# INSTRUCTIONS FOR THE TASK
Pick out each line with the word "styles" from the material that follows.

##### DATA EXCERPT

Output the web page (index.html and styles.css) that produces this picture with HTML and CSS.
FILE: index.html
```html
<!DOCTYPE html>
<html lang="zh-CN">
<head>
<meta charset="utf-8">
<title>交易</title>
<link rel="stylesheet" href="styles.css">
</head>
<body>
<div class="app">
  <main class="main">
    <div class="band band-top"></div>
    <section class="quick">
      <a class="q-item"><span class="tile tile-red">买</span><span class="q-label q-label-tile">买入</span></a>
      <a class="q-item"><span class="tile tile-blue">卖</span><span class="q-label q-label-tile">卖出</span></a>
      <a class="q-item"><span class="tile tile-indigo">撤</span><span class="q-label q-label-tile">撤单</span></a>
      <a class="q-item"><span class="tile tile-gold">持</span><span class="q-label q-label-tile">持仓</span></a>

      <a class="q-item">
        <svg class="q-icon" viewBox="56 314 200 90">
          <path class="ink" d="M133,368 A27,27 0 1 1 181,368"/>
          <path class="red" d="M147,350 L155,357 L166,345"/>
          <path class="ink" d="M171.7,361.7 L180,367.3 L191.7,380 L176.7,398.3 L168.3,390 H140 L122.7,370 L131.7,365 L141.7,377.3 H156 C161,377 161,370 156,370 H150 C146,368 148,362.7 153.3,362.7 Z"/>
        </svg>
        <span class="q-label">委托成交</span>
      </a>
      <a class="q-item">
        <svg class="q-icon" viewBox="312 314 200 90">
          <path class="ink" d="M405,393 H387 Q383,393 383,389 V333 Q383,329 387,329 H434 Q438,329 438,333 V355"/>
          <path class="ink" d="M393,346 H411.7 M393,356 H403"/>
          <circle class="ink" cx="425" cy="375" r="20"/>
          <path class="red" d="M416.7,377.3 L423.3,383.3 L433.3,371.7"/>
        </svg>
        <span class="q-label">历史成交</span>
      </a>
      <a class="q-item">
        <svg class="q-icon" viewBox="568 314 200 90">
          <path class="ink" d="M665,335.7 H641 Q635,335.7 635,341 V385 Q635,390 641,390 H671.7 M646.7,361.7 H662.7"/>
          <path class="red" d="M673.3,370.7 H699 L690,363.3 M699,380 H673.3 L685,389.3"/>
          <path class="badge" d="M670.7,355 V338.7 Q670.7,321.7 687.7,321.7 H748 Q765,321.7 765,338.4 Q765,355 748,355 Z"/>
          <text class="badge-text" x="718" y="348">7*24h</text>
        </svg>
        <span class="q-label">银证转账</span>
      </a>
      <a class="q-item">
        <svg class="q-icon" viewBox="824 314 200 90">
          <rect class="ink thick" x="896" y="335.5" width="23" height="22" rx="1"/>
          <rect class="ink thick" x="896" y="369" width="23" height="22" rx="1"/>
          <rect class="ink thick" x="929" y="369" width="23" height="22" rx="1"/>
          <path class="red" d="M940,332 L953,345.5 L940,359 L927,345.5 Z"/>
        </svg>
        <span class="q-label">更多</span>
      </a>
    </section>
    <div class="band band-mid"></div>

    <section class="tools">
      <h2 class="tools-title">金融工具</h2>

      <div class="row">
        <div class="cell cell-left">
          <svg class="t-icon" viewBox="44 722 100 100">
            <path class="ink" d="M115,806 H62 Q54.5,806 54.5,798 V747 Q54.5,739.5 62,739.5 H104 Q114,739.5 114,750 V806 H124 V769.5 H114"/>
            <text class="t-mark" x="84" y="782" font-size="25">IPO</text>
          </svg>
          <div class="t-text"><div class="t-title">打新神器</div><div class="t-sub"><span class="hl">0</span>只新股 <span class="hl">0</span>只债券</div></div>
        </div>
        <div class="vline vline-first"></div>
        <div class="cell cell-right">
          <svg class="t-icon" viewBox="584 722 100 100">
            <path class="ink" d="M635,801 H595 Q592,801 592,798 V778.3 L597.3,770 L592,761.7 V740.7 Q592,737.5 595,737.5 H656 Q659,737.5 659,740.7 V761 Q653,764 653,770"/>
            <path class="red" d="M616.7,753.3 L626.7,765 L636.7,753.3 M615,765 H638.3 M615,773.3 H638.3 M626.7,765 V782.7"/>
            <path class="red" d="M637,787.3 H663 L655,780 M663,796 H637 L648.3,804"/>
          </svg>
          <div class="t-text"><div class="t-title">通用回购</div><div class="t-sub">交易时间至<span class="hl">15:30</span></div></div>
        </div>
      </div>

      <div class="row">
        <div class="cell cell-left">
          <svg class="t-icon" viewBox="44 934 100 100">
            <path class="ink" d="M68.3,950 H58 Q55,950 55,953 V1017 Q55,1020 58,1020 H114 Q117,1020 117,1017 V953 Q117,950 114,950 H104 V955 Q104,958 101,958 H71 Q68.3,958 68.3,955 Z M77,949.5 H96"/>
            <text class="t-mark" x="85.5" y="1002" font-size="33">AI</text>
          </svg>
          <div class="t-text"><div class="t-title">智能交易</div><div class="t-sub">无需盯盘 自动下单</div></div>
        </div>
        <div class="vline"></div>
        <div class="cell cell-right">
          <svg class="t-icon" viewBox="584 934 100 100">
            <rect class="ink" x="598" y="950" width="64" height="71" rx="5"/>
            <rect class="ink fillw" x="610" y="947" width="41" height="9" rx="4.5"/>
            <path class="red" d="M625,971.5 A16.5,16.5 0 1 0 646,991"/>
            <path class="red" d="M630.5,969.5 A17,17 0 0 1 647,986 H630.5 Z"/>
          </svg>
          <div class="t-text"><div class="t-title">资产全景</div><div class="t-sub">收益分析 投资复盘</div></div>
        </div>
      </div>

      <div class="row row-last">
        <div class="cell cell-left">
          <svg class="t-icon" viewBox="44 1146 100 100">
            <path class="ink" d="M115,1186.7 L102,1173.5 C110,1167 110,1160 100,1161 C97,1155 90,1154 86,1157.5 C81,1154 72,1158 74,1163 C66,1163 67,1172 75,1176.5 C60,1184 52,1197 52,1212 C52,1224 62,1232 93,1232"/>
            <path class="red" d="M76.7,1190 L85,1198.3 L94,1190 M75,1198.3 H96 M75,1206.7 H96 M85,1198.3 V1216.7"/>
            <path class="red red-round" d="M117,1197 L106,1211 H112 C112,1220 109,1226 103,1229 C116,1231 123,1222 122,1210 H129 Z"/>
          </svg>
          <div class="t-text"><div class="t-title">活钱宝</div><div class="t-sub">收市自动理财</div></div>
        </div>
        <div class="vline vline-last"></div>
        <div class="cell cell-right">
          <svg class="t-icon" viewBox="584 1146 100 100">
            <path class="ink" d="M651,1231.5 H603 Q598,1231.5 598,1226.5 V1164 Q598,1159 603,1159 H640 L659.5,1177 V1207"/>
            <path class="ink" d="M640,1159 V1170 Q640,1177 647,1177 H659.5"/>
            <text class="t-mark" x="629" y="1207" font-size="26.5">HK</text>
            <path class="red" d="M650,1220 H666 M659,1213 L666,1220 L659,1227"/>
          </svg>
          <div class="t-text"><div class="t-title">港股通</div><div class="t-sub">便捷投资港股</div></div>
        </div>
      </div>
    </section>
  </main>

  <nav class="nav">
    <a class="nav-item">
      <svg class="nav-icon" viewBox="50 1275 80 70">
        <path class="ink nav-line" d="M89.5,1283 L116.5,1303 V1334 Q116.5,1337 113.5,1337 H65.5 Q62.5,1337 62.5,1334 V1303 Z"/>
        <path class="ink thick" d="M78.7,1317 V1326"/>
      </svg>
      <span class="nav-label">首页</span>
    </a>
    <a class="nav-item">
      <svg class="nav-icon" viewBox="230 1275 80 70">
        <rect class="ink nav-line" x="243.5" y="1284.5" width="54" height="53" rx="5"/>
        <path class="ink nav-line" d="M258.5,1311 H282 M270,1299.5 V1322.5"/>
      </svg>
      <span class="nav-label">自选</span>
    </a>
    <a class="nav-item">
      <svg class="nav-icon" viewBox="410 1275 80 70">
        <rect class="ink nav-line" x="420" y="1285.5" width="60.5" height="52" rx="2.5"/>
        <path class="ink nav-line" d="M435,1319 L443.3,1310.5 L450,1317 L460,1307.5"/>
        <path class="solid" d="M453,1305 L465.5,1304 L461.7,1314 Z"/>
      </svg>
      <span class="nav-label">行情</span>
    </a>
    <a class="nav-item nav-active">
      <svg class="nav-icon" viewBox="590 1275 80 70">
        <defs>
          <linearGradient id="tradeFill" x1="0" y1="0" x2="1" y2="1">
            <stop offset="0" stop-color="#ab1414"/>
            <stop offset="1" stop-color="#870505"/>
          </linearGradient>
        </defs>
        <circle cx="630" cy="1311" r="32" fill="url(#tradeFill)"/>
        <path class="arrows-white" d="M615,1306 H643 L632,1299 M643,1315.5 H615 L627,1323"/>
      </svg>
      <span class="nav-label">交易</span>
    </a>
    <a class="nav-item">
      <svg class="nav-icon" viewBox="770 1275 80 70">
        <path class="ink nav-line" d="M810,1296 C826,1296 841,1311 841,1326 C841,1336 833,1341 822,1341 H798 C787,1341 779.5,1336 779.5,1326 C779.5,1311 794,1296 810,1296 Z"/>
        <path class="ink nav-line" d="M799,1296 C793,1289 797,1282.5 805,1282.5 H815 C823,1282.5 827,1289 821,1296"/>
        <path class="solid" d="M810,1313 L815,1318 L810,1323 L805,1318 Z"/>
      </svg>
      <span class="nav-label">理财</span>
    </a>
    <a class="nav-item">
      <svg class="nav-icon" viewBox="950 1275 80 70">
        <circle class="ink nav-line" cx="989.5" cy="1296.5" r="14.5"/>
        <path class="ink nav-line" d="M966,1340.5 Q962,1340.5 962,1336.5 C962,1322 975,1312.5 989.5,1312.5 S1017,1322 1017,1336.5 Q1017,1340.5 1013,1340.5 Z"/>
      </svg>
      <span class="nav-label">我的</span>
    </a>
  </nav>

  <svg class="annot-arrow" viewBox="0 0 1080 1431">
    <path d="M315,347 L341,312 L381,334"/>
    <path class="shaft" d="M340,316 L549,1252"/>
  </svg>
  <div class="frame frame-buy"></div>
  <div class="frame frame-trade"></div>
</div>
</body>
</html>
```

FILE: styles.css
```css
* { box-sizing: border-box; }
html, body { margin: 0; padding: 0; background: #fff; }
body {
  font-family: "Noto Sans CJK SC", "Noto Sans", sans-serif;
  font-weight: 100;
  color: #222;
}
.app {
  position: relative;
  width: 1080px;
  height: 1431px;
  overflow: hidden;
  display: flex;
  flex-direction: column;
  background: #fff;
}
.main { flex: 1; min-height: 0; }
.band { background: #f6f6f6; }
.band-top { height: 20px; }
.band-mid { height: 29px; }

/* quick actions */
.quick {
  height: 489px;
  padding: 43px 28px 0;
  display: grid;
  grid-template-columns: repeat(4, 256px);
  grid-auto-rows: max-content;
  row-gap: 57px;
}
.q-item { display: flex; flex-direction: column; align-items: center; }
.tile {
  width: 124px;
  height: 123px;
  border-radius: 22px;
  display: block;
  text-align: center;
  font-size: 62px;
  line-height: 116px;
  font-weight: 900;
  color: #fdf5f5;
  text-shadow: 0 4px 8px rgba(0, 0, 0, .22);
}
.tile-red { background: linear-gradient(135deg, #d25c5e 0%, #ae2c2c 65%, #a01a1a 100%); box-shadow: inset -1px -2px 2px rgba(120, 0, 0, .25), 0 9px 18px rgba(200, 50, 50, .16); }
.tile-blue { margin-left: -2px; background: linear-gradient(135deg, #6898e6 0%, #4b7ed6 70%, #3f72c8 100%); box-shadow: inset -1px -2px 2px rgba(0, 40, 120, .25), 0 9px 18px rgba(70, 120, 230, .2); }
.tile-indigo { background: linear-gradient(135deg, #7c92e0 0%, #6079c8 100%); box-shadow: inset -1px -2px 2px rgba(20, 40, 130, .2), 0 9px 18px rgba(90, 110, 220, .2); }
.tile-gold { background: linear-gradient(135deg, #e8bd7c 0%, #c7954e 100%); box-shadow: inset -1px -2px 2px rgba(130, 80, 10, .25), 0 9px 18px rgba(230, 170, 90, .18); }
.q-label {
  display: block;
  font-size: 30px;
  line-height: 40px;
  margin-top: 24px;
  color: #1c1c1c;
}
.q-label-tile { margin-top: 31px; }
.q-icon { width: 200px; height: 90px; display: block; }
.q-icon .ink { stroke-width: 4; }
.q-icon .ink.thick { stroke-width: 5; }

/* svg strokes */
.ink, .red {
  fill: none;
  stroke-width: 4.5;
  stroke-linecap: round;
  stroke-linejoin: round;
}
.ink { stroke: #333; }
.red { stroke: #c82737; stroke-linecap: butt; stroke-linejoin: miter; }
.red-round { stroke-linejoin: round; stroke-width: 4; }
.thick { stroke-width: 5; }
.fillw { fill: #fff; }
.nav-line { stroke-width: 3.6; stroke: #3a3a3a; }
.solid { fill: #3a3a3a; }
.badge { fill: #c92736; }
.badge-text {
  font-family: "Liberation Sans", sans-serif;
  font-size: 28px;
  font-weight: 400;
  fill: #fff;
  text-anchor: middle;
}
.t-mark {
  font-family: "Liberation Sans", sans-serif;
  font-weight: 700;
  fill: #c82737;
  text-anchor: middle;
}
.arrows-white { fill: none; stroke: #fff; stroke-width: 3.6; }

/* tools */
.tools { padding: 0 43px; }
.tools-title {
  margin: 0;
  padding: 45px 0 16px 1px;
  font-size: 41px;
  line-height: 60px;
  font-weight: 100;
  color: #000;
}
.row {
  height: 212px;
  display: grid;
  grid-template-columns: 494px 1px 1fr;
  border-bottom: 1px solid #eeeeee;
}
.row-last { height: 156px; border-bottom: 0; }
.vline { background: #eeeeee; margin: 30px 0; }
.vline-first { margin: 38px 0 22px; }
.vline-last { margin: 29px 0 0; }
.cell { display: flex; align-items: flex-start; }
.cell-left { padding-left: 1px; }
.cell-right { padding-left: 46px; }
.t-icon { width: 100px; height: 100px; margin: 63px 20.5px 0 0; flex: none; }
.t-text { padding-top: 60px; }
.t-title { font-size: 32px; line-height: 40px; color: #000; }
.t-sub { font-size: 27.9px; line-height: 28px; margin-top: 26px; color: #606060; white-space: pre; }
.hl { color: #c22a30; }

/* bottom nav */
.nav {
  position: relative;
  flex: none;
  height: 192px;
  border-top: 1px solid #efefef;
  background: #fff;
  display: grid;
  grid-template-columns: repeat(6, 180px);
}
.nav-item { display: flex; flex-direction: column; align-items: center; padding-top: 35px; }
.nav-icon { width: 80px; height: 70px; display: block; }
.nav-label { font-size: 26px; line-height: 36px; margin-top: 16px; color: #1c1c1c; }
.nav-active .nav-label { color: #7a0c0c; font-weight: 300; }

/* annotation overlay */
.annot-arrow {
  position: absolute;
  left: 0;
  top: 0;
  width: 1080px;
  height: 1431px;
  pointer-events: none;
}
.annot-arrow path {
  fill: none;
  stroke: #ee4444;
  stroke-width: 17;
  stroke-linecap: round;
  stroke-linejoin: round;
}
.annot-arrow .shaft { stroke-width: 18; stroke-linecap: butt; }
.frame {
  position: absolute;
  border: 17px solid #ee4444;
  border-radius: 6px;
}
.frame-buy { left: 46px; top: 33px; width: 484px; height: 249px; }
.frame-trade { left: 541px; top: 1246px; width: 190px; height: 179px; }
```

##########

# WRITTEN ANSWER
Output the web page (index.html and styles.css) that produces this picture with HTML and CSS.
<link rel="stylesheet" href="styles.css">
FILE: styles.css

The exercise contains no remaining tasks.